→ **What is needed**: Review the material and extract every line in which the word "this" occurs.

Collected data entries:
———

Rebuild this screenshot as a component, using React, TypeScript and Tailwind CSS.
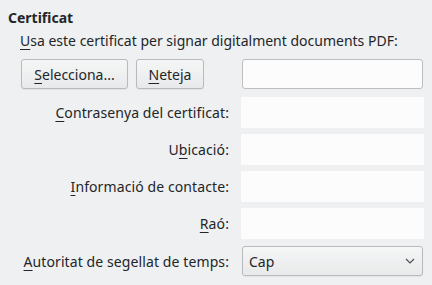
import React from 'react';

const Mn: React.FC<{ c: string }> = ({ c }) => (
  <span className="underline decoration-1 underline-offset-[3px]">{c}</span>
);

const face =
  'h-full rounded-[3px] border border-[#b8babc] bg-gradient-to-b from-[#f5f6f6] to-[#e8e9ea] shadow-[0_1px_1px_rgba(0,0,0,0.06)] flex items-center';

const Row: React.FC<{ label: React.ReactNode; className?: string; children: React.ReactNode }> = ({
  label,
  className,
  children,
}) => (
  <div className={`flex items-center ${className ?? ''}`}>
    <div className="w-[213px] text-right pr-[4px] whitespace-nowrap tracking-[0.1px]">{label}</div>
    <div className="ml-[8px] w-[183px] h-full">{children}</div>
  </div>
);

const App: React.FC = () => {
  return (
    <div className="w-[432px] h-[285px] bg-[#eff0f1] text-[#232629] text-[14px] leading-[19px] font-['Noto_Sans',sans-serif] overflow-hidden">
      <div className="pl-[8px] pt-[8px]">
        <div className="font-bold">Certificat</div>
        <div className="pl-[12px]">
          <div className="mt-[4px] whitespace-nowrap">
            <Mn c="U" />
            sa este certificat per signar digitalment documents PDF:
          </div>

          <div className="flex items-center mt-[9px] h-[30px]">
            <div className="w-[213px] h-full flex gap-[8px] pl-[1px]">
              <button className={`${face} justify-center w-[107px]`}>
                <Mn c="S" />
                elecciona...
              </button>
              <button className={`${face} justify-center w-[68px]`}>
                <Mn c="N" />
                eteja
              </button>
            </div>
            <div className="ml-[8px] w-[183px] h-full px-[1px]">
              <div className="h-full rounded-[3px] border border-[#bcbebf] bg-[#fcfcfc]" />
            </div>
          </div>

          <Row
            className="mt-[8px] h-[31px]"
            label={
              <>
                <Mn c="C" />
                ontrasenya del certificat:
              </>
            }
          >
            <div className="h-full bg-[#fcfcfc]" />
          </Row>
          <Row
            className="mt-[6px] h-[31px]"
            label={
              <>
                U<Mn c="b" />
                icació:
              </>
            }
          >
            <div className="h-full bg-[#fcfcfc]" />
          </Row>
          <Row
            className="mt-[6px] h-[31px]"
            label={
              <>
                <Mn c="I" />
                nformació de contacte:
              </>
            }
          >
            <div className="h-full bg-[#fcfcfc]" />
          </Row>
          <Row
            className="mt-[6px] h-[31px]"
            label={
              <>
                <Mn c="R" />
                aó:
              </>
            }
          >
            <div className="h-full bg-[#fcfcfc]" />
          </Row>
          <Row
            className="mt-[7px] h-[30px]"
            label={
              <>
                <Mn c="A" />
                utoritat de segellat de temps:
              </>
            }
          >
            <div className="h-full px-[1px]">
              <div className={`${face} justify-between pl-[6px] pr-[7px]`}>
                <span>Cap</span>
                <svg width="10" height="6" viewBox="0 0 10 6" fill="none">
                  <path d="M1 1l4 4 4-4" stroke="#4d4f52" strokeWidth="1.2" />
                </svg>
              </div>
            </div>
          </Row>
        </div>
      </div>
    </div>
  );
};

export default App;
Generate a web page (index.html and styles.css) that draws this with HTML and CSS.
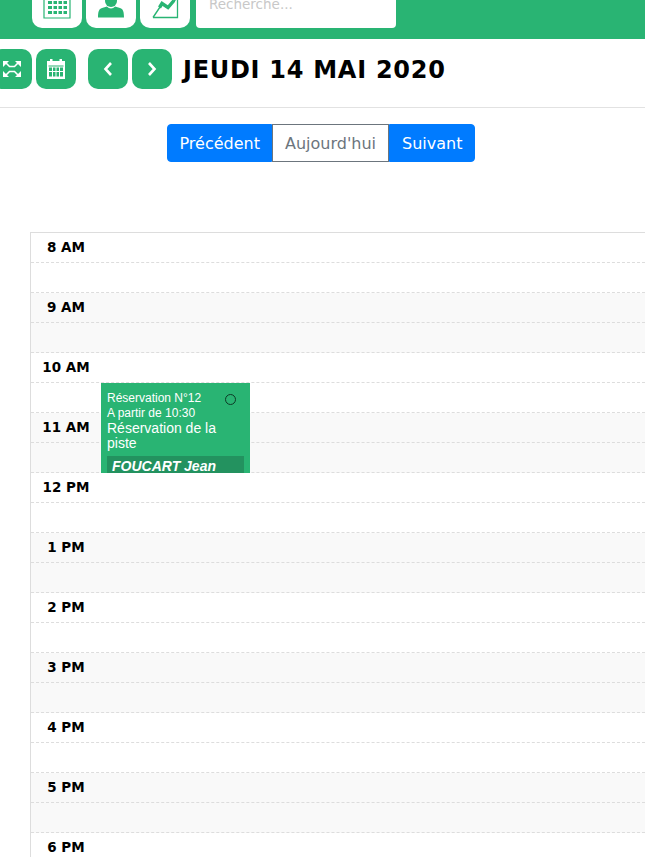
FILE: index.html
```html
<!DOCTYPE html>
<html lang="fr">
<head>
<meta charset="utf-8">
<title>Agenda</title>
<link rel="stylesheet" href="styles.css">
</head>
<body>
<header class="topbar">
  <a class="top-btn"><svg width="30" height="24" viewBox="0 0 30 24"><path d="M2 -4h26v22H2z" fill="none" stroke="#29b473" stroke-width="1.200"/><g fill="#29b473"><rect x="6" y="1" width="4" height="3"/><rect x="11.500" y="1" width="3.500" height="3"/><rect x="16.500" y="1" width="3.500" height="3"/><rect x="21.500" y="1" width="3.500" height="3"/><rect x="6" y="6" width="4" height="3"/><rect x="11.500" y="6" width="3.500" height="3"/><rect x="16.500" y="6" width="3.500" height="3"/><rect x="21.500" y="6" width="3.500" height="3"/><rect x="6" y="11" width="4" height="3"/><rect x="11.500" y="11" width="3.500" height="3"/><rect x="16.500" y="11" width="3.500" height="3"/><rect x="21.500" y="11" width="3.500" height="3"/></g></svg></a>
  <a class="top-btn"><svg width="30" height="24" viewBox="0 0 30 24"><circle cx="15" cy="1" r="6" fill="#29b473"/><path d="M2 17.500c0-6 1-8.500 4-9.500l5-1.500c2 2.500 6 2.500 8 0l5 1.500c3 1 4 3.500 4 9.500z" fill="#29b473"/></svg></a>
  <a class="top-btn"><svg width="30" height="24" viewBox="0 0 30 24"><path d="M27.500 -2v19.500H3" fill="none" stroke="#29b473" stroke-width="1.300"/><path d="M3 17.500 12 4l6 4 8-9" fill="none" stroke="#29b473" stroke-width="1.400"/><path d="M9.500 7.500 12 3.500l6 4 6-7" fill="none" stroke="#29b473" stroke-width="3.400"/></svg></a>
  <div class="search">Recherche...</div>
</header>

<section class="toolbar">
  <a class="tool-btn"><svg width="20" height="20" viewBox="0 0 20 20" fill="none"><path d="M3 3l4.500 4.500h5L17 3M3 17l4.500-4.500h5L17 17" stroke="#fff" stroke-width="1.600"/><g fill="#fff"><path d="M1 2h6L1 8zM19 2h-6l6 6zM1 18h6l-6-6zM19 18h-6l6-6z"/></g></svg></a>
  <a class="tool-btn"><svg width="20" height="22" viewBox="0 0 20 22"><path fill="#fff" d="M1 3h3V1h2.500v2h7V1H16v2h3v18H1z"/><g fill="#29b473"><rect x="2.500" y="7.500" width="15" height="1"/><rect x="3" y="9.500" width="3" height="3.500"/><rect x="7" y="9.500" width="2.500" height="3.500"/><rect x="10.500" y="9.500" width="2.500" height="3.500"/><rect x="14" y="9.500" width="3" height="3.500"/><rect x="3" y="14" width="3" height="4.500"/><rect x="7" y="14" width="2.500" height="4.500"/><rect x="10.500" y="14" width="2.500" height="4.500"/><rect x="14" y="14" width="3" height="4.500"/></g></svg></a>
  <a class="tool-btn nav-first"><svg width="12" height="16" viewBox="0 0 12 16"><path d="M9 2 3.500 8 9 14" fill="none" stroke="#fff" stroke-width="2.600"/></svg></a>
  <a class="tool-btn"><svg width="12" height="16" viewBox="0 0 12 16"><path d="M3 2l5.500 6L3 14" fill="none" stroke="#fff" stroke-width="2.600"/></svg></a>
  <h1 class="date">JEUDI 14 MAI 2020</h1>
</section>

<div class="pager">
  <div class="btn-group">
    <a class="pg pg-primary pg-left">Précédent</a>
    <a class="pg pg-outline">Aujourd'hui</a>
    <a class="pg pg-primary pg-right">Suivant</a>
  </div>
</div>

<section class="grid">
  <div class="slot"><span class="hour">8 AM</span></div><div class="slot"></div>
  <div class="slot alt"><span class="hour">9 AM</span></div><div class="slot alt"></div>
  <div class="slot"><span class="hour">10 AM</span></div><div class="slot"></div>
  <div class="slot alt"><span class="hour">11 AM</span></div><div class="slot alt"></div>
  <div class="slot"><span class="hour">12 PM</span></div><div class="slot"></div>
  <div class="slot alt"><span class="hour">1 PM</span></div><div class="slot alt"></div>
  <div class="slot"><span class="hour">2 PM</span></div><div class="slot"></div>
  <div class="slot alt"><span class="hour">3 PM</span></div><div class="slot alt"></div>
  <div class="slot"><span class="hour">4 PM</span></div><div class="slot"></div>
  <div class="slot alt"><span class="hour">5 PM</span></div><div class="slot alt"></div>
  <div class="slot"><span class="hour">6 PM</span></div><div class="slot"></div>
  <article class="event">
    <span class="event-dot"></span>
    <div class="event-small">Réservation N°12</div>
    <div class="event-small">A partir de 10:30</div>
    <div class="event-title">Réservation de la piste</div>
    <div class="event-name">FOUCART Jean</div>
  </article>
</section>
</body>
</html>
```
FILE: styles.css
```css
* { box-sizing: border-box; }
html, body { margin: 0; height: 857px; overflow: hidden; background: #fff; }
body { font-family: "DejaVu Sans", Verdana, sans-serif; color: #000; }

.topbar {
  height: 39px;
  background: #29b473;
  display: flex;
  align-items: flex-end;
  gap: 4px;
  padding: 0 0 11px 32px;
  overflow: hidden;
}
.top-btn {
  width: 50px;
  height: 50px;
  flex: none;
  background: #fff;
  border-radius: 10px;
  display: flex;
  align-items: flex-end;
  justify-content: center;
  padding-bottom: 4px;
}
.search {
  width: 200px;
  height: 40px;
  margin-left: 2px;
  background: #fff;
  border-radius: 4px;
  color: #c8c8c8;
  font-size: 13.500px;
  line-height: 15px;
  padding: 9px 0 0 13px;
  overflow: hidden;
}

.toolbar {
  height: 69px;
  border-bottom: 1px solid #e2e2e2;
  display: flex;
  align-items: flex-start;
  gap: 4px;
  padding: 10px 0 0;
  margin-left: -8px;
}
.tool-btn {
  width: 40px;
  height: 40px;
  flex: none;
  background: #29b473;
  border-radius: 10px;
  display: flex;
  align-items: center;
  justify-content: center;
}
.nav-first { margin-left: 8px; }
.date {
  margin: 1px 0 0 7px;
  font-size: 24px;
  line-height: 40px;
  font-weight: 700;
  letter-spacing: 0.72px;
  white-space: nowrap;
}

.pager {
  display: flex;
  justify-content: center;
  padding: 16px 3px 0 0;
  height: 124px;
}
.btn-group { display: flex; height: 38px; }
.pg {
  font-size: 16px;
  line-height: 38px;
  border: 1px solid #007bff;
  padding: 0 12px;
}
.pg-primary { background: #007bff; color: #fff; }
.pg-left { border-radius: 4px 0 0 4px; padding-right: 11px; }
.pg-right { border-radius: 0 4px 4px 0; }
.pg-outline { border-color: #6c757d; color: #6c757d; background: #fff; }

.grid {
  position: relative;
  margin-left: 30px;
  border-top: 1px solid #ddd;
  border-left: 1px solid #ddd;
}
.slot {
  height: 30px;
  border-bottom: 1px dashed #ddd;
  padding-left: 5px;
}
.alt { background: #f9f9f9; }
.hour {
  display: block;
  width: 60px;
  text-align: center;
  white-space: nowrap;
  font-size: 13.500px;
  line-height: 28px;
  font-weight: 700;
}
.event {
  position: absolute;
  left: 70px;
  top: 150px;
  width: 149px;
  height: 90px;
  overflow: hidden;
  background: #29b473;
  color: #fff;
  font-family: "Liberation Sans", Arial, sans-serif;
  padding: 8px 6px 0;
}
.event-small { font-size: 12px; line-height: 15px; }
.event-title { font-size: 14px; line-height: 15px; }
.event-name {
  margin-top: 5px;
  background: #23925f;
  font-size: 14px;
  line-height: 17px;
  font-weight: 700;
  font-style: italic;
  padding: 2px 0 0 5px;
}
.event-dot {
  position: absolute;
  right: 14px;
  top: 11px;
  width: 11px;
  height: 11px;
  border: 1.500px solid #0d3a26;
  border-radius: 50%;
}
```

———

→ **Exercise result**:
Rebuild this screenshot as a component, using React, TypeScript and Tailwind CSS.
Generate a web page (index.html and styles.css) that draws this with HTML and CSS.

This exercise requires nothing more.